§ **Aim**
Transcribe the data in full and exactly, omitting any pictures.

§ **Data extract**
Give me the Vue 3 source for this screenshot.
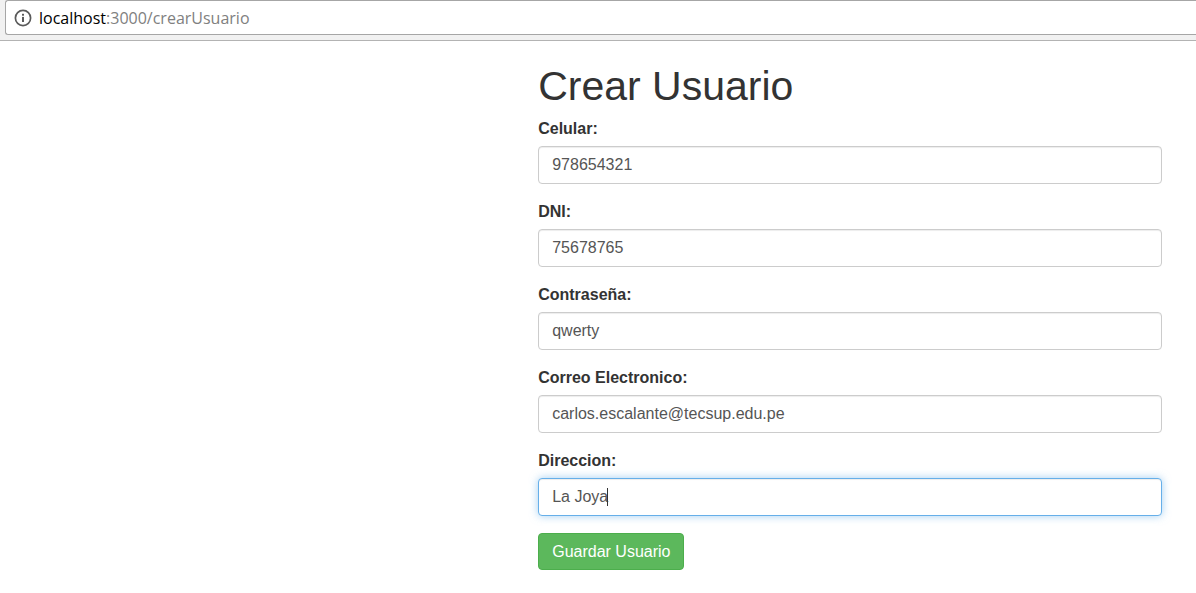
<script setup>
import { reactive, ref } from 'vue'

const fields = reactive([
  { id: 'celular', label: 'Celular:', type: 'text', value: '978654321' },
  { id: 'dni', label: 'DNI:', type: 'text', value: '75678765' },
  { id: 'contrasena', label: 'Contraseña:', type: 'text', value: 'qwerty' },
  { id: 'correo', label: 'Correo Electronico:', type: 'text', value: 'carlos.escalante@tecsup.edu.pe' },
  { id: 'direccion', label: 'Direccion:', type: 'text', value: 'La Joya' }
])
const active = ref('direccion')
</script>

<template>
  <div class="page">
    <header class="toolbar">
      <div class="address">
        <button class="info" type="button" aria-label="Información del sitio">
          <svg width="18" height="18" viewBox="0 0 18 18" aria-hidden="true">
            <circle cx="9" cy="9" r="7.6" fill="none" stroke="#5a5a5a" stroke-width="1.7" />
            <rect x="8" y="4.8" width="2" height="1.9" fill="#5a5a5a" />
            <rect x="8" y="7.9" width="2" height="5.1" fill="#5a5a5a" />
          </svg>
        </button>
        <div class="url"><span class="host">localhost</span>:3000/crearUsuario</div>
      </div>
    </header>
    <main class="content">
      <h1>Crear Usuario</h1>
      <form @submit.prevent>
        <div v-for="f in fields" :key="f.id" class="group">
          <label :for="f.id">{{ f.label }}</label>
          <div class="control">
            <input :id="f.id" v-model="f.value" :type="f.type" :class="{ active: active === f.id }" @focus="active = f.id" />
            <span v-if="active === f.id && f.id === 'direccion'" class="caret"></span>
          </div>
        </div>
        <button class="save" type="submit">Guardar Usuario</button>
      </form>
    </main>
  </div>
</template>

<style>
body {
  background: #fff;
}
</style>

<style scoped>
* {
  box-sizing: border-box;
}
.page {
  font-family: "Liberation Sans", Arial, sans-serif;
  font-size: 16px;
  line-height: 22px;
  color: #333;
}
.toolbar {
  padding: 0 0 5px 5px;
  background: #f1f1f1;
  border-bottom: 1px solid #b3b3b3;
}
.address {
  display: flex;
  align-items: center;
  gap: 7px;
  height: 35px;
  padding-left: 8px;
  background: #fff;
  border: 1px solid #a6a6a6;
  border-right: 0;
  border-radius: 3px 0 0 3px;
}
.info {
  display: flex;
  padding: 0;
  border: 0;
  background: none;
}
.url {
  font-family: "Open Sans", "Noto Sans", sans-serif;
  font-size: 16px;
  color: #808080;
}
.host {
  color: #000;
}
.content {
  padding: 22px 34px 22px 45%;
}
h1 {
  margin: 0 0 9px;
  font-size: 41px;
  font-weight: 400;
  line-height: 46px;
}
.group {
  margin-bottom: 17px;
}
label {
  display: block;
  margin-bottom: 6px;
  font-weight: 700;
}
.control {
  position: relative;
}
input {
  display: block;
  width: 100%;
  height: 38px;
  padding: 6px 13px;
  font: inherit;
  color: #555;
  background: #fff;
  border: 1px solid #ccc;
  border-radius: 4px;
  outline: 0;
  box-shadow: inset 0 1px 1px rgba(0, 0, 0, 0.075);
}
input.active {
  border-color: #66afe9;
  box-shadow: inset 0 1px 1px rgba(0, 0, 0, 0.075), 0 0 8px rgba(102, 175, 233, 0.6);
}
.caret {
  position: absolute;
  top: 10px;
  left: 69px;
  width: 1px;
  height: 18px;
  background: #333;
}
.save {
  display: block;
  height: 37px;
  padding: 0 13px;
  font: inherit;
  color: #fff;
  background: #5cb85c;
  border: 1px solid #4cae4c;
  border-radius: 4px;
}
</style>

§ **The output**
Give me the Vue 3 source for this screenshot.
<script setup>
import { reactive, ref } from 'vue'

const fields = reactive([
  { id: 'celular', label: 'Celular:', type: 'text', value: '978654321' },
  { id: 'dni', label: 'DNI:', type: 'text', value: '75678765' },
  { id: 'contrasena', label: 'Contraseña:', type: 'text', value: 'qwerty' },
  { id: 'correo', label: 'Correo Electronico:', type: 'text', value: 'carlos.escalante@tecsup.edu.pe' },
  { id: 'direccion', label: 'Direccion:', type: 'text', value: 'La Joya' }
])
const active = ref('direccion')
</script>

<template>
  <div class="page">
    <header class="toolbar">
      <div class="address">
        <button class="info" type="button" aria-label="Información del sitio">
          <svg width="18" height="18" viewBox="0 0 18 18" aria-hidden="true">
            <circle cx="9" cy="9" r="7.6" fill="none" stroke="#5a5a5a" stroke-width="1.7" />
            <rect x="8" y="4.8" width="2" height="1.9" fill="#5a5a5a" />
            <rect x="8" y="7.9" width="2" height="5.1" fill="#5a5a5a" />
          </svg>
        </button>
        <div class="url"><span class="host">localhost</span>:3000/crearUsuario</div>
      </div>
    </header>
    <main class="content">
      <h1>Crear Usuario</h1>
      <form @submit.prevent>
        <div v-for="f in fields" :key="f.id" class="group">
          <label :for="f.id">{{ f.label }}</label>
          <div class="control">
            <input :id="f.id" v-model="f.value" :type="f.type" :class="{ active: active === f.id }" @focus="active = f.id" />
            <span v-if="active === f.id && f.id === 'direccion'" class="caret"></span>
          </div>
        </div>
        <button class="save" type="submit">Guardar Usuario</button>
      </form>
    </main>
  </div>
</template>

<style>
body {
  background: #fff;
}
</style>

<style scoped>
* {
  box-sizing: border-box;
}
.page {
  font-family: "Liberation Sans", Arial, sans-serif;
  font-size: 16px;
  line-height: 22px;
  color: #333;
}
.toolbar {
  padding: 0 0 5px 5px;
  background: #f1f1f1;
  border-bottom: 1px solid #b3b3b3;
}
.address {
  display: flex;
  align-items: center;
  gap: 7px;
  height: 35px;
  padding-left: 8px;
  background: #fff;
  border: 1px solid #a6a6a6;
  border-right: 0;
  border-radius: 3px 0 0 3px;
}
.info {
  display: flex;
  padding: 0;
  border: 0;
  background: none;
}
.url {
  font-family: "Open Sans", "Noto Sans", sans-serif;
  font-size: 16px;
  color: #808080;
}
.host {
  color: #000;
}
.content {
  padding: 22px 34px 22px 45%;
}
h1 {
  margin: 0 0 9px;
  font-size: 41px;
  font-weight: 400;
  line-height: 46px;
}
.group {
  margin-bottom: 17px;
}
label {
  display: block;
  margin-bottom: 6px;
  font-weight: 700;
}
.control {
  position: relative;
}
input {
  display: block;
  width: 100%;
  height: 38px;
  padding: 6px 13px;
  font: inherit;
  color: #555;
  background: #fff;
  border: 1px solid #ccc;
  border-radius: 4px;
  outline: 0;
  box-shadow: inset 0 1px 1px rgba(0, 0, 0, 0.075);
}
input.active {
  border-color: #66afe9;
  box-shadow: inset 0 1px 1px rgba(0, 0, 0, 0.075), 0 0 8px rgba(102, 175, 233, 0.6);
}
.caret {
  position: absolute;
  top: 10px;
  left: 69px;
  width: 1px;
  height: 18px;
  background: #333;
}
.save {
  display: block;
  height: 37px;
  padding: 0 13px;
  font: inherit;
  color: #fff;
  background: #5cb85c;
  border: 1px solid #4cae4c;
  border-radius: 4px;
}
</style>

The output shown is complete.